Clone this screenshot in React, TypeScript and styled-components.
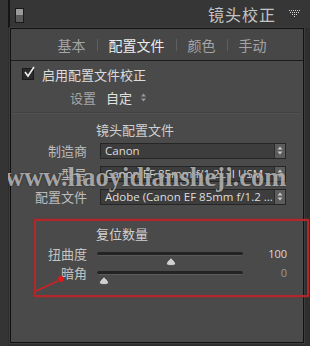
import React from "react";
import styled, { createGlobalStyle } from "styled-components";

const GlobalStyle = createGlobalStyle`
  html, body {
    margin: 0;
    padding: 0;
    background: #2c2c2c;
  }
  body {
    font-family: "Noto Sans CJK SC", "Noto Sans", sans-serif;
  }
`;

const Page = styled.div`
  width: 310px;
  height: 346px;
  display: flex;
  flex-direction: column;
  background: #2e2e2e;
  border-left: 8px solid #343434;
  box-sizing: border-box;
  position: relative;
  overflow: hidden;
`;

const Header = styled.div`
  height: 28px;
  display: flex;
  align-items: center;
  padding: 0 10px 0 5px;
  background: #363636;
  border-left: 2px solid #151515;
`;

const SoloBox = styled.div`
  width: 7px;
  height: 13px;
  border: 1px solid #1a1a1a;
  background: linear-gradient(#9a9a9a 0 50%, #5a5a5a 50% 100%);
  margin-top: 2px;
`;

const Title = styled.div`
  flex: 1;
  text-align: right;
  color: #c4c4c4;
  font-size: 16px;
  letter-spacing: 1px;
  padding-right: 13px;
`;

const Panel = styled.div`
  flex: 1;
  margin: 0 6px 3px 2px;
  border: 1px solid #121212;
  outline: 1px solid #3c3c3c;
  background: #4a4a4a;
  display: flex;
  flex-direction: column;
  position: relative;
`;

const Tabs = styled.div`
  height: 31px;
  display: flex;
  align-items: center;
  justify-content: center;
  border-bottom: 1px solid #1c1c1c;
  background: #474747;
  padding-left: 10px;
`;

const Tab = styled.span<{ $active?: boolean }>`
  font-size: 14px;
  color: ${({ $active }) => ($active ? "#ececec" : "#a4a4a4")};
  padding: 0 11px;
`;

const TabSep = styled.span`
  width: 1px;
  height: 12px;
  background: #5e5e5e;
`;

const Section = styled.div<{ $gap?: number }>`
  display: flex;
  flex-direction: column;
  gap: ${({ $gap }) => $gap ?? 0}px;
`;

const CheckRow = styled.div`
  display: flex;
  align-items: center;
  gap: 8px;
  height: 22px;
  margin-top: 2px;
  padding-left: 11px;
  color: #dcdcdc;
  font-size: 13px;
`;

const CheckBox = styled.span`
  width: 10px;
  height: 10px;
  background: #2a2a2a;
  border: 1px solid #1a1a1a;
  position: relative;
  display: inline-block;
`;

const SetRow = styled.div`
  display: flex;
  align-items: center;
  height: 24px;
  padding-left: 59px;
  font-size: 13px;
`;

const SetLabel = styled.span`
  color: #a6a6a6;
  margin-right: 10px;
`;

const SetValue = styled.span`
  color: #e0e0e0;
  margin-right: 9px;
`;

const Divider = styled.div`
  height: 1px;
  margin: 3px 2px 0;
  background: #424242;
  border-bottom: 1px solid #515151;
`;

const Heading = styled.div`
  height: 20px;
  margin-top: 6px;
  padding-left: 85px;
  color: #cfcfcf;
  font-size: 13px;
  line-height: 20px;
`;

const FieldRow = styled.div`
  display: grid;
  grid-template-columns: 76px 186px;
  column-gap: 13px;
  align-items: center;
  height: 21px;
`;

const Label = styled.span`
  text-align: right;
  color: #bdbdbd;
  font-size: 13px;
`;

const Select = styled.div`
  height: 16px;
  display: flex;
  align-items: center;
  background: #3d3d3d;
  border: 1px solid #262626;
  box-sizing: border-box;
  color: #dedede;
  font-family: "Open Sans", "Noto Sans", sans-serif;
  font-size: 11.5px;
  padding-left: 4px;
  overflow: hidden;
  white-space: nowrap;
`;

const SelectText = styled.span`
  flex: 1;
  overflow: hidden;
`;

const SelectArrows = styled.span`
  width: 10px;
  height: 14px;
  flex-shrink: 0;
  background: #5c5c5c;
  border-left: 1px solid #2c2c2c;
  display: flex;
  align-items: center;
  justify-content: center;
`;

const Highlight = styled.div`
  margin: 12px -6px 0 23px;
  height: 78px;
  border: 2px solid #b3262a;
  box-sizing: border-box;
  box-shadow: 0 0 2px rgba(200, 30, 30, 0.6);
  padding-top: 3px;
  position: relative;
`;

const SubHeading = styled.div`
  height: 20px;
  padding-left: 60px;
  color: #d0d0d0;
  font-size: 13px;
  line-height: 20px;
`;

const SliderRow = styled.div`
  display: grid;
  grid-template-columns: 51px 146px 34px;
  column-gap: 10px;
  align-items: center;
  height: 19px;
`;

const SliderLabel = styled.span`
  text-align: right;
  color: #c4c4c4;
  font-size: 13px;
`;

const Track = styled.div`
  height: 3px;
  background: #232323;
  border-bottom: 1px solid #5a5a5a;
  border-radius: 2px;
  position: relative;
`;

const Thumb = styled.span`
  position: absolute;
  top: -5px;
  width: 10px;
  height: 9px;
  margin-left: -5px;
`;

const SliderValue = styled.span<{ $dim?: boolean }>`
  text-align: right;
  color: ${({ $dim }) => ($dim ? "#9a9a9a" : "#d8d8d8")};
  font-family: "Open Sans", "Noto Sans", sans-serif;
  font-size: 11px;
`;

const Watermark = styled.div`
  position: absolute;
  left: -6px;
  top: 133px;
  font-family: "Liberation Serif", serif;
  font-size: 26.5px;
  font-weight: bold;
  color: rgba(200, 200, 200, 0.78);
  text-shadow: 0 0 2px rgba(0, 0, 0, 0.55);
  white-space: nowrap;
  pointer-events: none;
`;

const Arrows = () => (
  <svg width="6" height="9" viewBox="0 0 6 9">
    <path d="M0.5 3.5 L3 0.5 L5.5 3.5 Z M0.5 5.5 L3 8.5 L5.5 5.5 Z" fill="#c8c8c8" />
  </svg>
);

const SmallArrows = () => (
  <svg width="5" height="9" viewBox="0 0 5 9">
    <path d="M0 3.5 L2.5 0.5 L5 3.5 Z M0 5.5 L2.5 8.5 L5 5.5 Z" fill="#9a9a9a" />
  </svg>
);

const Tick = () => (
  <svg width="12" height="12" viewBox="0 0 12 12" style={{ position: "absolute", left: 0, top: -3 }}>
    <path d="M2 6 L5 10 L11 1" stroke="#eeeeee" strokeWidth="1.6" fill="none" />
  </svg>
);

const Triangle = () => (
  <svg width="11" height="8" viewBox="0 0 11 8">
    {[0, 2, 4, 6, 8, 10].map((x) => (
      <rect key={"a" + x} x={x} y={0} width={1} height={1} fill="#d0d0d0" />
    ))}
    {[1, 3, 5, 7, 9].map((x) => (
      <rect key={"b" + x} x={x} y={2} width={1} height={1} fill="#d0d0d0" />
    ))}
    {[3, 5, 7].map((x) => (
      <rect key={"c" + x} x={x} y={4} width={1} height={1} fill="#d0d0d0" />
    ))}
    <rect x={5} y={6} width={1} height={1} fill="#d0d0d0" />
  </svg>
);

const ThumbShape = () => (
  <svg width="10" height="9" viewBox="0 0 10 9">
    <path
      d="M5 0.5 C6 2.5 9.5 4.5 9.5 6.5 C9.5 8 8 8.5 5 8.5 C2 8.5 0.5 8 0.5 6.5 C0.5 4.5 4 2.5 5 0.5 Z"
      fill="#cfcfcf"
      stroke="#2a2a2a"
      strokeWidth="0.6"
    />
  </svg>
);

const Pointer = styled.svg`
  position: absolute;
  left: -2px;
  top: 52px;
`;

const sliders = [
  { label: "扭曲度", pos: 74, value: "100", dim: false },
  { label: "暗角", pos: 7, value: "0", dim: true },
];

export default function App() {
  return (
    <>
      <GlobalStyle />
      <Page>
        <Header>
          <SoloBox />
          <Title>镜头校正</Title>
          <Triangle />
        </Header>
        <Panel>
          <Tabs>
            <Tab>基本</Tab>
            <TabSep />
            <Tab $active>配置文件</Tab>
            <TabSep />
            <Tab>颜色</Tab>
            <TabSep />
            <Tab>手动</Tab>
          </Tabs>
          <Section>
            <CheckRow>
              <CheckBox>
                <Tick />
              </CheckBox>
              启用配置文件校正
            </CheckRow>
            <SetRow>
              <SetLabel>设置</SetLabel>
              <SetValue>自定</SetValue>
              <SmallArrows />
            </SetRow>
          </Section>
          <Divider />
          <Heading>镜头配置文件</Heading>
          <Section $gap={2}>
            <FieldRow>
              <Label>制造商</Label>
              <Select>
                <SelectText>Canon</SelectText>
                <SelectArrows>
                  <Arrows />
                </SelectArrows>
              </Select>
            </FieldRow>
            <FieldRow>
              <Label>型号</Label>
              <Select>
                <SelectText>Canon EF 85mm f/1.2L II USM</SelectText>
                <SelectArrows>
                  <Arrows />
                </SelectArrows>
              </Select>
            </FieldRow>
            <FieldRow>
              <Label>配置文件</Label>
              <Select>
                <SelectText>Adobe (Canon EF 85mm f/1.2 ...</SelectText>
                <SelectArrows>
                  <Arrows />
                </SelectArrows>
              </Select>
            </FieldRow>
          </Section>
          <Highlight>
            <SubHeading>复位数量</SubHeading>
            {sliders.map((s) => (
              <SliderRow key={s.label}>
                <SliderLabel>{s.label}</SliderLabel>
                <Track>
                  <Thumb style={{ left: `${s.pos}px` }}>
                    <ThumbShape />
                  </Thumb>
                </Track>
                <SliderValue $dim={s.dim}>{s.value}</SliderValue>
              </SliderRow>
            ))}
            <Pointer width="30" height="20" viewBox="0 0 30 20">
              <path d="M2 18 L24 8" stroke="#d42020" strokeWidth="1.5" />
              <circle cx="27" cy="6" r="3" fill="#e01818" />
            </Pointer>
          </Highlight>
          <Watermark>www.haoyidiansheji.com</Watermark>
        </Panel>
      </Page>
    </>
  );
}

^^^^^^^^

§ **Given problem**:
Gather and return every line that holds the string "React".

§ **Result of this task**:
Clone this screenshot in React, TypeScript and styled-components.
import React from "react";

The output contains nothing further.